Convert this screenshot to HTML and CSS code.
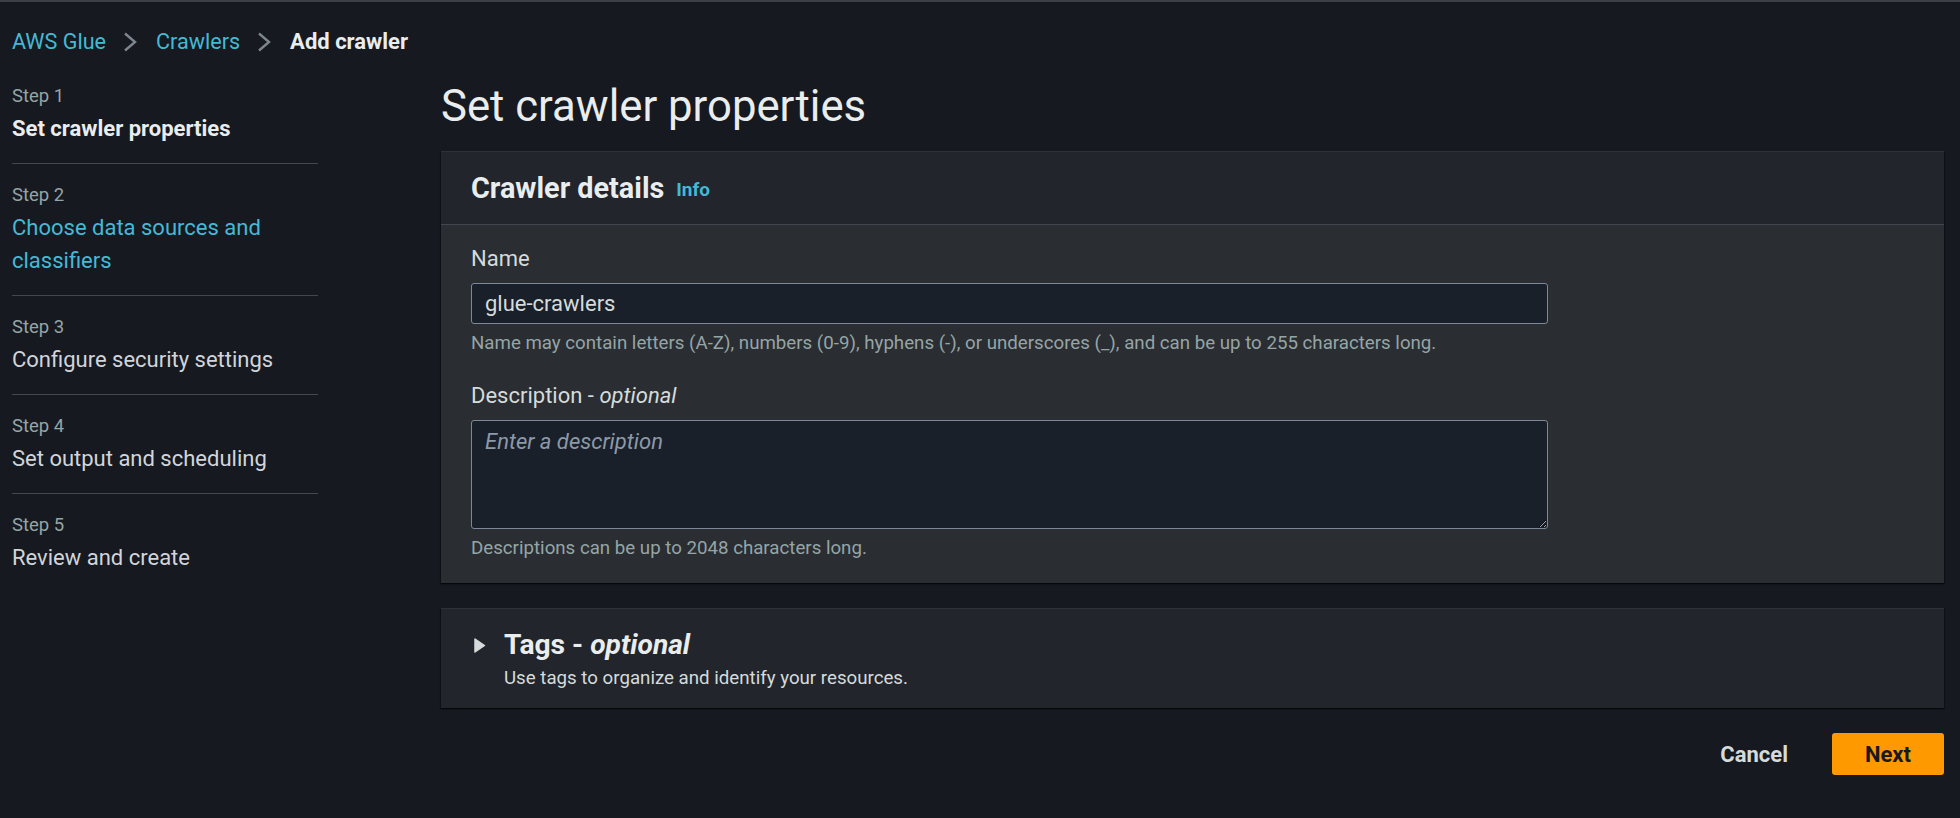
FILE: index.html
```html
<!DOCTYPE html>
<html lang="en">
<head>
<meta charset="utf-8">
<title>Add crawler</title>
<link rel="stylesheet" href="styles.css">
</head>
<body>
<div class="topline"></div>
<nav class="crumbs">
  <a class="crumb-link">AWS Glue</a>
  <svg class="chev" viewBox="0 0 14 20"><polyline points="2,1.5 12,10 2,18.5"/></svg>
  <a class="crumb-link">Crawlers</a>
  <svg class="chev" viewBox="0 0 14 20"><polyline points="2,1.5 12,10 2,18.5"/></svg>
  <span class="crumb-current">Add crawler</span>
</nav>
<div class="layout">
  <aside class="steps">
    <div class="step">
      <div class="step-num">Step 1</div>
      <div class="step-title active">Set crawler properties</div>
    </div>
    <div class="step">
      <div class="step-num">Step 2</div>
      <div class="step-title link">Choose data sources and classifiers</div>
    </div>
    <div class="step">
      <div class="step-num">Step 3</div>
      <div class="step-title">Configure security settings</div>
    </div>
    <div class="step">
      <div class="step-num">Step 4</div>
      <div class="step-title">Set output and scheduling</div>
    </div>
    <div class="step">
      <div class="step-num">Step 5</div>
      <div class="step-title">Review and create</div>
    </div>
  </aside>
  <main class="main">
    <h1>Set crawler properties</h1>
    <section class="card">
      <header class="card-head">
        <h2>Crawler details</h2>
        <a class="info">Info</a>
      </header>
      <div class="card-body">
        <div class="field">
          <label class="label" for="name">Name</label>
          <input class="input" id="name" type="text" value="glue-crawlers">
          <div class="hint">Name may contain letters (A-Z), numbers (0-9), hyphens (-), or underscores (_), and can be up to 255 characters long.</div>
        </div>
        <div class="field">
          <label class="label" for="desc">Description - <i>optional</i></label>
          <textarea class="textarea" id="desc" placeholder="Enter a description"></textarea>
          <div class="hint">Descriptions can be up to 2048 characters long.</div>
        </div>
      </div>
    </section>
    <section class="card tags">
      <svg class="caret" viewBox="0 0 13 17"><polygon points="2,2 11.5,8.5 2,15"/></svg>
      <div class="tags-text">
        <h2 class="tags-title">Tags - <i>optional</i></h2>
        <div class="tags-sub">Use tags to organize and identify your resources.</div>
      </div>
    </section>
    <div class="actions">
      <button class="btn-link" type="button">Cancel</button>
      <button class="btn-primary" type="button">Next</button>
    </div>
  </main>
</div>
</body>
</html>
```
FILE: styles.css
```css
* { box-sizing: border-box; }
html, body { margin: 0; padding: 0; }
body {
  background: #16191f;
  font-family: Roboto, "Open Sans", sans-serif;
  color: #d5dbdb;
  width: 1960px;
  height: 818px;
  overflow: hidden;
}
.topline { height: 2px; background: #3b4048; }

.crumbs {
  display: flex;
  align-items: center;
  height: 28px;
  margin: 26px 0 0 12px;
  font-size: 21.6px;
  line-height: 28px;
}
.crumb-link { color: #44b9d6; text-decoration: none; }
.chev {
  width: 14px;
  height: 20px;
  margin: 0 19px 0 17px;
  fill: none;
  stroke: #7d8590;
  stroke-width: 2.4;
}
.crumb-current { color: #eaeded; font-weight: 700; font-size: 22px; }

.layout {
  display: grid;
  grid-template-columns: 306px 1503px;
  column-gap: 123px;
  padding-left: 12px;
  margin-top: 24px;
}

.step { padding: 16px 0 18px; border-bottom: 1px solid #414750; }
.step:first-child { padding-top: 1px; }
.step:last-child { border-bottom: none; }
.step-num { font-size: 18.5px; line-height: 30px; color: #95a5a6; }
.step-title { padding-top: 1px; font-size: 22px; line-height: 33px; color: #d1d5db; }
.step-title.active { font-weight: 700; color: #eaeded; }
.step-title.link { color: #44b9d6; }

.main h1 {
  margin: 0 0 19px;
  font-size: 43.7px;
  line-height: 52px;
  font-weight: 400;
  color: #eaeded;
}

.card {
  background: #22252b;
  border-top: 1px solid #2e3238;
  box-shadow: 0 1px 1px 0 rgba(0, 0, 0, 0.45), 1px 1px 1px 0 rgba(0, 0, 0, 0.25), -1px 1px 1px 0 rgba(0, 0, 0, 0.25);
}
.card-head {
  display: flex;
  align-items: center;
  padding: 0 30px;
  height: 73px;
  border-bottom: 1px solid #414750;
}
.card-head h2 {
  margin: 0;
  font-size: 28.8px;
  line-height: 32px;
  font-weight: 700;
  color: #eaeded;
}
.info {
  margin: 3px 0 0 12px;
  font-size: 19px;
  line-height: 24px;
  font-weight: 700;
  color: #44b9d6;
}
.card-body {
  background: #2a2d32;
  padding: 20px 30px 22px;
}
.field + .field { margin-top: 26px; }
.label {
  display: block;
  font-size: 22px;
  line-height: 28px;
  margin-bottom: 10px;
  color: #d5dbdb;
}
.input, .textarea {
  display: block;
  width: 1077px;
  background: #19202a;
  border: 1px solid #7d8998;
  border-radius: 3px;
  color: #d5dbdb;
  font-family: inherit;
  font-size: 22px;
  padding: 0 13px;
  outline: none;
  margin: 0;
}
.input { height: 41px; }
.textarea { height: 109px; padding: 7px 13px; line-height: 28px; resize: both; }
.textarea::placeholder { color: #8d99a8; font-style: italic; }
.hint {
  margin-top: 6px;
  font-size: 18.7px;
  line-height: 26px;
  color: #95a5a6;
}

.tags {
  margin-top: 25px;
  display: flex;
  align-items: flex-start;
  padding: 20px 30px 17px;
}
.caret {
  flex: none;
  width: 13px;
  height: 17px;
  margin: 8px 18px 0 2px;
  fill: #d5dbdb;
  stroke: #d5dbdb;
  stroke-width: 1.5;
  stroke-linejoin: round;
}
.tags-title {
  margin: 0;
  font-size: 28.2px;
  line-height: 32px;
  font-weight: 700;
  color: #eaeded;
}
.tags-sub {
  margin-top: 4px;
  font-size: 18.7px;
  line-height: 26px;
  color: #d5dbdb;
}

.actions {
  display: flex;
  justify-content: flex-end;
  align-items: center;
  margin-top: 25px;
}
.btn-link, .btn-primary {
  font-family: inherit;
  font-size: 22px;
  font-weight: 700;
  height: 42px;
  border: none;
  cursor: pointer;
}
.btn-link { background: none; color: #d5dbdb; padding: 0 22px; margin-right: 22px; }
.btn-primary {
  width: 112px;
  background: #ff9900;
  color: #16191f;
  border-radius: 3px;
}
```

* * *

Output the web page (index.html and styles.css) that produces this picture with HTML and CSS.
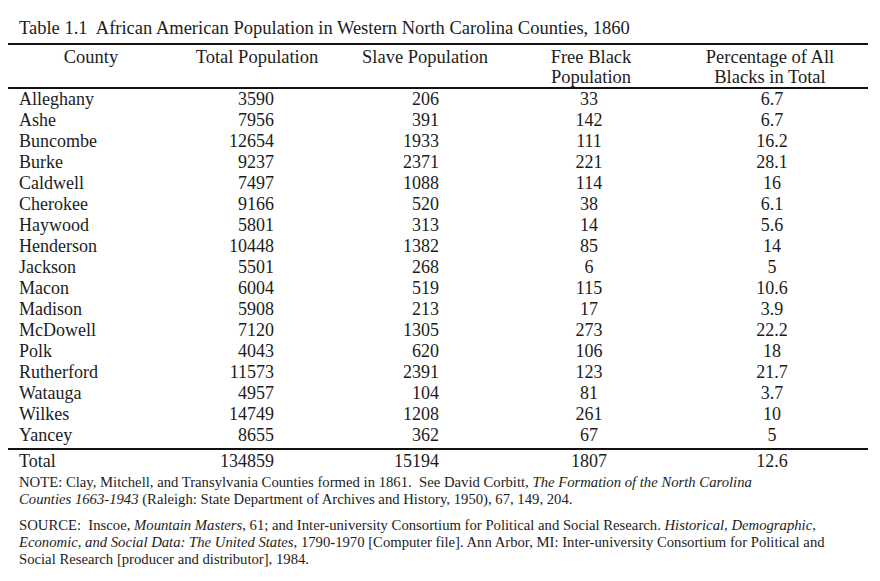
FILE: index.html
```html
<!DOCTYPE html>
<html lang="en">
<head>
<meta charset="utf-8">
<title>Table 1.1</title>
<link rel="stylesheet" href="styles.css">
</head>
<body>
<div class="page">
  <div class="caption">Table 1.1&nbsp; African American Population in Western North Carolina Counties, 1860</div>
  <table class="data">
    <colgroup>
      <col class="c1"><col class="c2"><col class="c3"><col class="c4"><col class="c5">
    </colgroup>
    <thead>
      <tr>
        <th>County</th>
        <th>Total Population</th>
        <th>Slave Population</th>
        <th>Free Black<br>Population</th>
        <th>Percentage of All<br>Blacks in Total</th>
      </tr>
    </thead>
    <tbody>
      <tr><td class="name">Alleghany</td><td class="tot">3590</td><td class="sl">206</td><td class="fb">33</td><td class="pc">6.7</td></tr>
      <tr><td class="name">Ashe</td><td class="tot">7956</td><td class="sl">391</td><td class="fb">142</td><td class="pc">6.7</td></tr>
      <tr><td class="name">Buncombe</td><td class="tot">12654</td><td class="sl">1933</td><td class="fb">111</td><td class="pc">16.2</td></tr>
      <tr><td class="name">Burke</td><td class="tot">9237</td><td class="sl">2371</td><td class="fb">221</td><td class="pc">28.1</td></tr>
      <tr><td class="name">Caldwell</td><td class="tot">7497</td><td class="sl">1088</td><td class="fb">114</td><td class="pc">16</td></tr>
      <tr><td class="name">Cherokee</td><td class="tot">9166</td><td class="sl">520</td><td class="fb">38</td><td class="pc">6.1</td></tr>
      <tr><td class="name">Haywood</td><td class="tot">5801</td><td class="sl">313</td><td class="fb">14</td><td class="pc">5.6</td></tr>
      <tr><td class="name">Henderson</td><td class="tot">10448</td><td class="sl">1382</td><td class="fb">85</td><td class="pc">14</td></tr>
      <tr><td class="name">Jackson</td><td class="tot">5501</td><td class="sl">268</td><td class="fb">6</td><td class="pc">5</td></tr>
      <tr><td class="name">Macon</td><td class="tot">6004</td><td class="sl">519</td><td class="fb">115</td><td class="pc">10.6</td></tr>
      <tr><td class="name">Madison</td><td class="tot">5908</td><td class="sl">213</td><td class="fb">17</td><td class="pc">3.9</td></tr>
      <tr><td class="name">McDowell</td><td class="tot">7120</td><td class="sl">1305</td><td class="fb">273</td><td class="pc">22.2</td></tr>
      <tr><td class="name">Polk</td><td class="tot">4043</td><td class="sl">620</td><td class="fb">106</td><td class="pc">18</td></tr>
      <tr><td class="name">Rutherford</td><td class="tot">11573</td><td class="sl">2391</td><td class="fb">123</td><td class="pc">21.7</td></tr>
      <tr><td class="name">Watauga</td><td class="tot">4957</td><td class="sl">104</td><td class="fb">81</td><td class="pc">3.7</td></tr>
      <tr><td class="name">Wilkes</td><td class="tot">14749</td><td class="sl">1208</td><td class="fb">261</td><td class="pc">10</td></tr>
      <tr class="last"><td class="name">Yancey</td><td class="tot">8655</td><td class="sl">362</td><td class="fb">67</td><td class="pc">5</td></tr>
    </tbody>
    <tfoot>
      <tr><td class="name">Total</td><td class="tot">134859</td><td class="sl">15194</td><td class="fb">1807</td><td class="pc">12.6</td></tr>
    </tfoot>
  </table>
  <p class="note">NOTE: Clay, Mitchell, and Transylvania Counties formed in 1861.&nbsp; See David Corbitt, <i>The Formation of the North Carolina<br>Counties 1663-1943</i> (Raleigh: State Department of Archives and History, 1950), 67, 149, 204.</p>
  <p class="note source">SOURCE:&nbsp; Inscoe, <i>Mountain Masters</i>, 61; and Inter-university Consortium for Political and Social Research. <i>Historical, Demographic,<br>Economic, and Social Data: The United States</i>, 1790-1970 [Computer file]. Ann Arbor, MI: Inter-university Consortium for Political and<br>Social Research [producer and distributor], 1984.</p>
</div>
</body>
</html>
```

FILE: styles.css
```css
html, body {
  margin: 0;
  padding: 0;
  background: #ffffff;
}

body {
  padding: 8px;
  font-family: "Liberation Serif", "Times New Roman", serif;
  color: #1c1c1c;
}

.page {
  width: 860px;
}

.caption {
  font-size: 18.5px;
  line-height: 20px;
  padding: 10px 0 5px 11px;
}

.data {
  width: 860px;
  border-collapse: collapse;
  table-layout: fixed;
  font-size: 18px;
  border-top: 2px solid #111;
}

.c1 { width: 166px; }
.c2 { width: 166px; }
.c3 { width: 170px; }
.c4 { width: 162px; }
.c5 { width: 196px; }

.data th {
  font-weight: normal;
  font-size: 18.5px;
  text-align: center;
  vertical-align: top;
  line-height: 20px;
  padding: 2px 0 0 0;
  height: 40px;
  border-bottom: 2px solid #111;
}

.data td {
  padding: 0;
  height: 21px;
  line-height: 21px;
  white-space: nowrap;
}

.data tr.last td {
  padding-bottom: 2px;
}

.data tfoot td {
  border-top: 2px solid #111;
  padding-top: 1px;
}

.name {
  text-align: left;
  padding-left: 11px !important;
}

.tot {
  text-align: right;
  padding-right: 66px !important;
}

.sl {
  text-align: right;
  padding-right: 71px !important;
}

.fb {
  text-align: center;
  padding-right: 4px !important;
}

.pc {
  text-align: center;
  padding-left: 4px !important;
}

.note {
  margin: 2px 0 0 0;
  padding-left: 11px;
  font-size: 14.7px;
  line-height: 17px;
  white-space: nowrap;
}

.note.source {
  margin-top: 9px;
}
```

--

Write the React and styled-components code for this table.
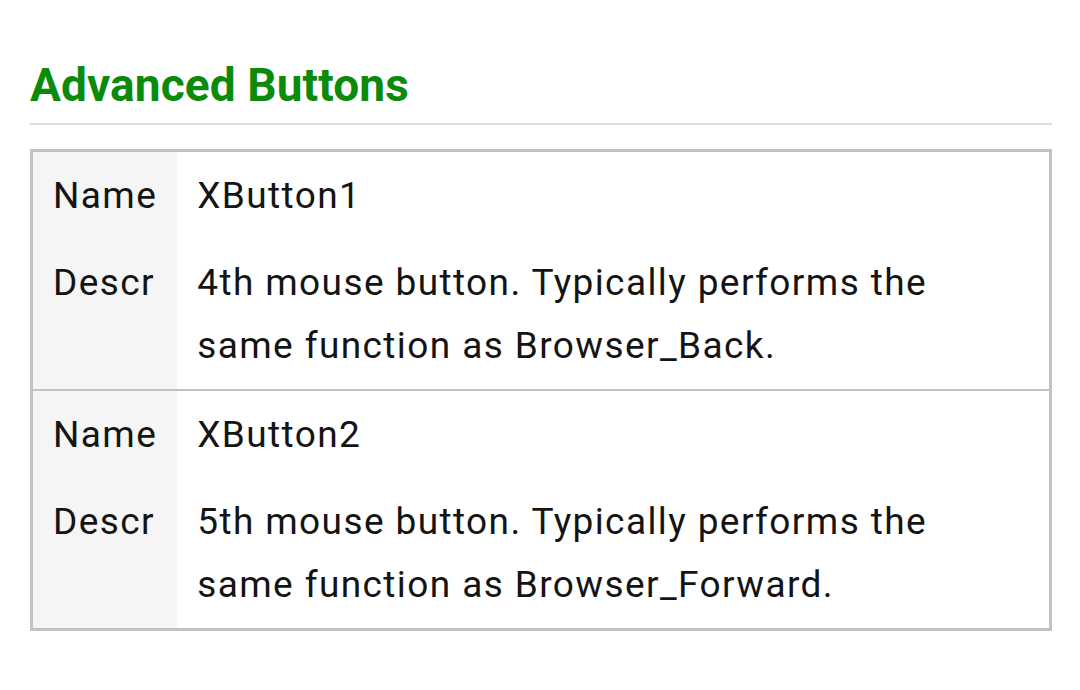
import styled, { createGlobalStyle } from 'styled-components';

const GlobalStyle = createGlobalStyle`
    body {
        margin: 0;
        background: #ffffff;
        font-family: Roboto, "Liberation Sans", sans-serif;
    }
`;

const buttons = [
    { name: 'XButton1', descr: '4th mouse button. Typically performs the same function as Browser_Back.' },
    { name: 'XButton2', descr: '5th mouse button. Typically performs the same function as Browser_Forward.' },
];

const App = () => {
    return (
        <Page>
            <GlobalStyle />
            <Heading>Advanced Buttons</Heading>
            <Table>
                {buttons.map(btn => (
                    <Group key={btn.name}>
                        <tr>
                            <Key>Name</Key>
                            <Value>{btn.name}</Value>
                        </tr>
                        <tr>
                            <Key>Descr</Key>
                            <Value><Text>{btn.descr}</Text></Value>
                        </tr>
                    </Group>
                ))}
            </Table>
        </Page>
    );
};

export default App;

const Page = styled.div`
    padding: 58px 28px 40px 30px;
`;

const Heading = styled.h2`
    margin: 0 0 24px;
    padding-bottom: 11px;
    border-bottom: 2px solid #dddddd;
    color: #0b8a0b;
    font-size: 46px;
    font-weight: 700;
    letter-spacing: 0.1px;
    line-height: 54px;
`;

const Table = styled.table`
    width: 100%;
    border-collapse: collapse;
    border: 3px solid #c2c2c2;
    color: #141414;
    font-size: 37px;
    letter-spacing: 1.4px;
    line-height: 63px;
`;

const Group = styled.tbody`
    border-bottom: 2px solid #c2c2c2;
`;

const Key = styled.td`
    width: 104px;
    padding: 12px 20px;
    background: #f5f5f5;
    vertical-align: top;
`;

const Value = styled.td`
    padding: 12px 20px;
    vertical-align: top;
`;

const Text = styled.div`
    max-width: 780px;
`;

— What the task requires —
Omit all pictures, and reproduce exactly the lines from the one holding "Write the React" through the one holding "export default App;", both included.

— The output —
Write the React and styled-components code for this table.
import styled, { createGlobalStyle } from 'styled-components';

const GlobalStyle = createGlobalStyle`
    body {
        margin: 0;
        background: #ffffff;
        font-family: Roboto, "Liberation Sans", sans-serif;
    }
`;

const buttons = [
    { name: 'XButton1', descr: '4th mouse button. Typically performs the same function as Browser_Back.' },
    { name: 'XButton2', descr: '5th mouse button. Typically performs the same function as Browser_Forward.' },
];

const App = () => {
    return (
        <Page>
            <GlobalStyle />
            <Heading>Advanced Buttons</Heading>
            <Table>
                {buttons.map(btn => (
                    <Group key={btn.name}>
                        <tr>
                            <Key>Name</Key>
                            <Value>{btn.name}</Value>
                        </tr>
                        <tr>
                            <Key>Descr</Key>
                            <Value><Text>{btn.descr}</Text></Value>
                        </tr>
                    </Group>
                ))}
            </Table>
        </Page>
    );
};

export default App;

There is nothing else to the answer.